Por Daniel Beltré
Construir un partido político es una tarea onírica, reservada para seres movidos por el entusiasmo vital, por la fe inconmovible en un futuro atochado de victorias, de espacios trascendentes para el cultivo de las humanidades y la autopromoción del hombre.
La tarea suele ser larga, sinuosa. Coronarla, sin embargo, no es del todo peregrina.
En cambio, destruir un partido político solo requiere de una dosis siempre peligrosa de egoísmo rondando la psiques de uno o varios ciudadanos enquistados en los centros de poder, desprovistos de entereza, sitiados por la ambición que prohíja la falta de raciocinio.
Es cierto que todo colectivo humano puede llegar a quebrar.

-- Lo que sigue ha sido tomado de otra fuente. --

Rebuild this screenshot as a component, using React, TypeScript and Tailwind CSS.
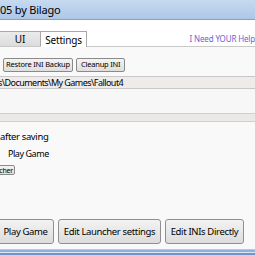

Vivimos arrimados a las tentaciones que llevan al cataclismo, a los yos que represan el buen juicio; pero, siempre existe la oportunidad de identificar cuándo la ruptura es un inevitable y cuándo las causales que la alientan pueden ser superadas.
Ahí radica la diferencia entre los que aman al hombre y los que aman las cosas.
No estará mal confesarnos, hacer las correspondientes penitencias, hasta encontrar lo mejor de todo lo que llevamos dentro.